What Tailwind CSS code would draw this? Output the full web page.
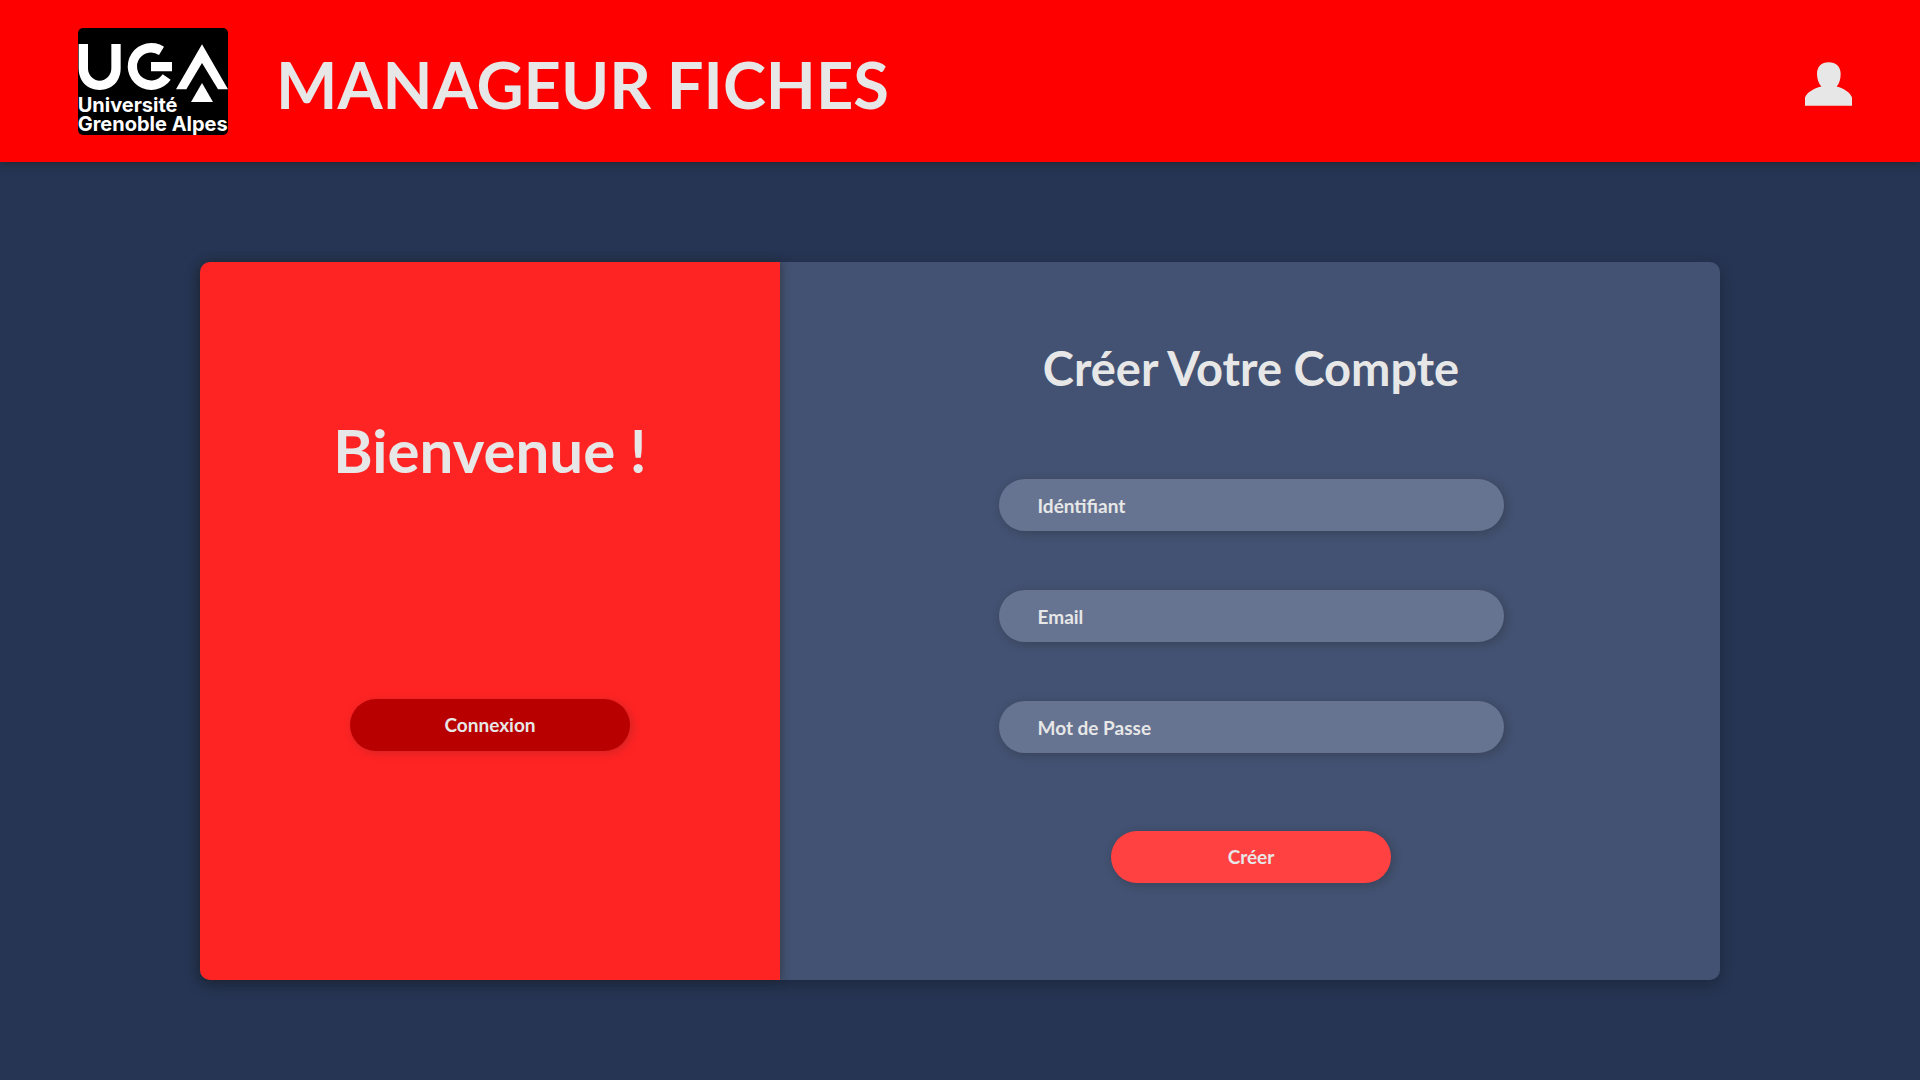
<!DOCTYPE html>
<html lang="fr">
<head>
  <meta charset="utf-8">
  <meta name="viewport" content="width=device-width, initial-scale=1">
  <title>Manageur Fiches</title>
  <script src="https://cdn.jsdelivr.net/npm/@tailwindcss/browser@4"></script>
</head>
<body class="flex min-h-screen flex-col bg-[#263553] font-[Lato,sans-serif] font-bold text-[#e7e7e7]">
  <header class="flex items-center justify-between bg-[#ff0000] pt-7 pr-17 pb-[27px] pl-[78px] shadow-[0_2px_8px_rgba(34,34,34,0.6)]">
    <div class="flex items-center gap-12">
      <a href="#" aria-label="Université Grenoble Alpes" class="block overflow-hidden rounded-[5px] bg-black">
        <svg class="block h-[107px] w-[150px]" viewBox="0 0 450 321" fill="#fff">
          <path d="M2 48H30V121A35 37 0 0 0 100 121V48H128V121C128 160 102 186 65 186S2 160 2 121Z"/>
          <path d="M258 56A70.500 70.500 0 1 0 278 155L254 139A42 42 0 1 1 243 81Z"/>
          <path d="M219 102H282V130H219Z"/>
          <path d="M372 49L450 184H420L372 105L325 184H294Z"/>
          <path d="M372 165L405 222H339Z"/>
          <text x="-1" y="251" font-family="Inter, sans-serif" font-weight="700" font-size="60">Université</text>
          <text x="-1" y="309" font-family="Inter, sans-serif" font-weight="700" font-size="60">Grenoble Alpes</text>
        </svg>
      </a>
      <h1 class="pt-1 text-[65px] leading-20">MANAGEUR FICHES</h1>
    </div>
    <button type="button" aria-label="Mon compte" class="cursor-pointer pt-1">
      <svg class="block h-11 w-[47px]" viewBox="0 0 141 131" fill="#e7e7e7">
        <path d="M71 0C93 0 107 13 107 35C107 51 103 64 95 73C117 79 136 91 141 106V131H0V106C5 91 26 79 49 73C41 64 36 51 36 35C36 13 49 0 71 0Z"/>
      </svg>
    </button>
  </header>

  <main class="px-[200px] py-[100px]">
    <div class="grid grid-cols-[29fr_47fr] rounded-[10px] bg-[#435272] shadow-[0_5px_15px_rgba(0,0,0,0.25)]">
      <section class="flex flex-col items-center rounded-l-[10px] bg-[#ff2424] pt-[148px] shadow-[0_0_10px_rgba(34,34,34,0.6)]">
        <h2 class="text-[60px] leading-20">Bienvenue !</h2>
        <button type="button" class="mt-[209px] h-13 w-[280px] cursor-pointer rounded-full bg-[#b90000] text-[19px] shadow-[2px_2px_10px_rgba(34,34,34,0.2)]">Connexion</button>
      </section>

      <form class="flex flex-col items-center pt-[76px] pb-[97px] pl-[2px]">
        <h2 class="text-[47px] leading-15">Créer Votre Compte</h2>
        <div class="mt-[81px] flex w-[505px] flex-col gap-[59px]">
          <input type="text" aria-label="Idéntifiant" placeholder="Idéntifiant" class="h-13 w-full rounded-full bg-[#667391] px-[39px] text-[19px] shadow-[2px_2px_10px_rgba(34,34,34,0.3)] placeholder:text-[#e7e7e7]">
          <input type="email" aria-label="Email" placeholder="Email" class="h-13 w-full rounded-full bg-[#667391] px-[39px] text-[19px] shadow-[2px_2px_10px_rgba(34,34,34,0.3)] placeholder:text-[#e7e7e7]">
          <input type="password" aria-label="Mot de Passe" placeholder="Mot de Passe" class="h-13 w-full rounded-full bg-[#667391] px-[39px] text-[19px] shadow-[2px_2px_10px_rgba(34,34,34,0.3)] placeholder:text-[#e7e7e7]">
        </div>
        <button type="submit" class="mt-[78px] h-13 w-[280px] cursor-pointer rounded-full bg-[#ff4141] text-[19px] shadow-[2px_2px_10px_rgba(34,34,34,0.3)]">Créer</button>
      </form>
    </div>
  </main>
</body>
</html>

--*--

- _Work instructions_:
Print out the whole of the material word for word, without pictures.

- _Solution to the problem_:
What Tailwind CSS code would draw this? Output the full web page.
<!DOCTYPE html>
<html lang="fr">
<head>
  <meta charset="utf-8">
  <meta name="viewport" content="width=device-width, initial-scale=1">
  <title>Manageur Fiches</title>
  <script src="https://cdn.jsdelivr.net/npm/@tailwindcss/browser@4"></script>
</head>
<body class="flex min-h-screen flex-col bg-[#263553] font-[Lato,sans-serif] font-bold text-[#e7e7e7]">
  <header class="flex items-center justify-between bg-[#ff0000] pt-7 pr-17 pb-[27px] pl-[78px] shadow-[0_2px_8px_rgba(34,34,34,0.6)]">
    <div class="flex items-center gap-12">
      <a href="#" aria-label="Université Grenoble Alpes" class="block overflow-hidden rounded-[5px] bg-black">
        <svg class="block h-[107px] w-[150px]" viewBox="0 0 450 321" fill="#fff">
          <path d="M2 48H30V121A35 37 0 0 0 100 121V48H128V121C128 160 102 186 65 186S2 160 2 121Z"/>
          <path d="M258 56A70.500 70.500 0 1 0 278 155L254 139A42 42 0 1 1 243 81Z"/>
          <path d="M219 102H282V130H219Z"/>
          <path d="M372 49L450 184H420L372 105L325 184H294Z"/>
          <path d="M372 165L405 222H339Z"/>
          <text x="-1" y="251" font-family="Inter, sans-serif" font-weight="700" font-size="60">Université</text>
          <text x="-1" y="309" font-family="Inter, sans-serif" font-weight="700" font-size="60">Grenoble Alpes</text>
        </svg>
      </a>
      <h1 class="pt-1 text-[65px] leading-20">MANAGEUR FICHES</h1>
    </div>
    <button type="button" aria-label="Mon compte" class="cursor-pointer pt-1">
      <svg class="block h-11 w-[47px]" viewBox="0 0 141 131" fill="#e7e7e7">
        <path d="M71 0C93 0 107 13 107 35C107 51 103 64 95 73C117 79 136 91 141 106V131H0V106C5 91 26 79 49 73C41 64 36 51 36 35C36 13 49 0 71 0Z"/>
      </svg>
    </button>
  </header>

  <main class="px-[200px] py-[100px]">
    <div class="grid grid-cols-[29fr_47fr] rounded-[10px] bg-[#435272] shadow-[0_5px_15px_rgba(0,0,0,0.25)]">
      <section class="flex flex-col items-center rounded-l-[10px] bg-[#ff2424] pt-[148px] shadow-[0_0_10px_rgba(34,34,34,0.6)]">
        <h2 class="text-[60px] leading-20">Bienvenue !</h2>
        <button type="button" class="mt-[209px] h-13 w-[280px] cursor-pointer rounded-full bg-[#b90000] text-[19px] shadow-[2px_2px_10px_rgba(34,34,34,0.2)]">Connexion</button>
      </section>

      <form class="flex flex-col items-center pt-[76px] pb-[97px] pl-[2px]">
        <h2 class="text-[47px] leading-15">Créer Votre Compte</h2>
        <div class="mt-[81px] flex w-[505px] flex-col gap-[59px]">
          <input type="text" aria-label="Idéntifiant" placeholder="Idéntifiant" class="h-13 w-full rounded-full bg-[#667391] px-[39px] text-[19px] shadow-[2px_2px_10px_rgba(34,34,34,0.3)] placeholder:text-[#e7e7e7]">
          <input type="email" aria-label="Email" placeholder="Email" class="h-13 w-full rounded-full bg-[#667391] px-[39px] text-[19px] shadow-[2px_2px_10px_rgba(34,34,34,0.3)] placeholder:text-[#e7e7e7]">
          <input type="password" aria-label="Mot de Passe" placeholder="Mot de Passe" class="h-13 w-full rounded-full bg-[#667391] px-[39px] text-[19px] shadow-[2px_2px_10px_rgba(34,34,34,0.3)] placeholder:text-[#e7e7e7]">
        </div>
        <button type="submit" class="mt-[78px] h-13 w-[280px] cursor-pointer rounded-full bg-[#ff4141] text-[19px] shadow-[2px_2px_10px_rgba(34,34,34,0.3)]">Créer</button>
      </form>
    </div>
  </main>
</body>
</html>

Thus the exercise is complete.